PESHAWAR, March 1: The NWFP government has sought advice from a constitutional expert and an author of the 1973 Constitution, Abdul Hafeez Pirzada, on changing the name of the province.

“I have asked Mr Pirzada to tell us how to go about changing the name of the NWFP,” Chief Minister Akram Khan Durrani told journalists here on Wednesday. He said Mr Pirzada, who represented the NWFP in the arbitration council on the issue of net profits from hydel generation, would submit his report to the government on Thursday.

The chief minister said the province’s law department had already given him a report saying the provincial government could not change the name on its own by introducing a bill in the NWFP Assembly and would, therefore, have to seek amendment to the Constitution through the National Assembly by a two-third majority.

But, he said, according to some legal experts, the province was well within its right to seek a name for itself by introducing a bill in the provincial assembly.

Mr Durrani said he would decide about the future course of action after consulting legal and constitutional experts on the matter.
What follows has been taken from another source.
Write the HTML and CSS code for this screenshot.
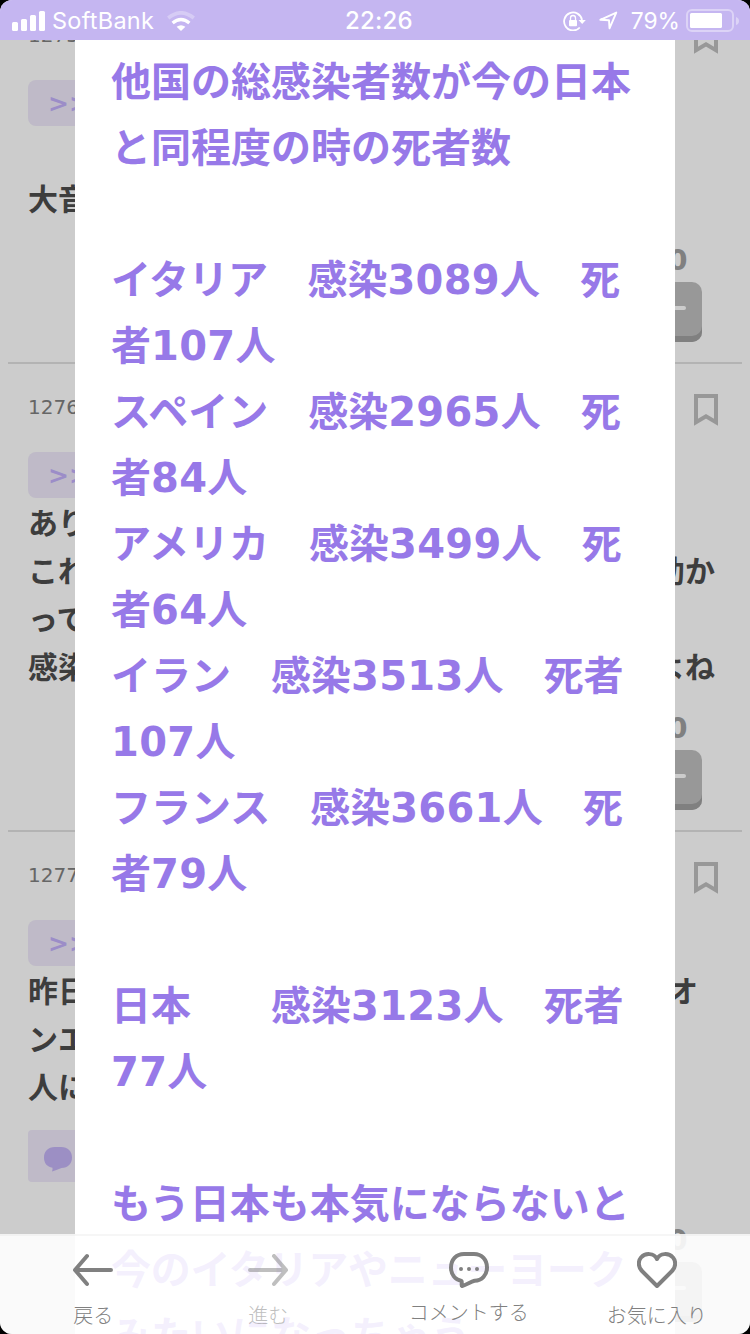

He said he had already consulted most of political parties and politicians in the province, including opposition leaders, in an effort to achieve a consensus on the name of the province.

He said three names for the province were being discussed, which were Pakhtunistan, Pakhtunkhwa and Afghania. He said some people had also proposed Khyber as a name for the NWFP, but any new name should be reflective of the people inhibiting the province.

The chief minister said that according to the 1998 census, over 74 per cent of the people in the NWFP spoke Pashto as their first language and if the Jadoons and others dwelling in Hazara were included in the Pakhtun population, the percentage would rise further.

He said he was making serious efforts to settle the issue of naming the NWFP once and for all. He said one option before the government was to move an amendment to the Constitution in the National Assembly through the MMA and achieve a broader political support for it among all political parties at the national level.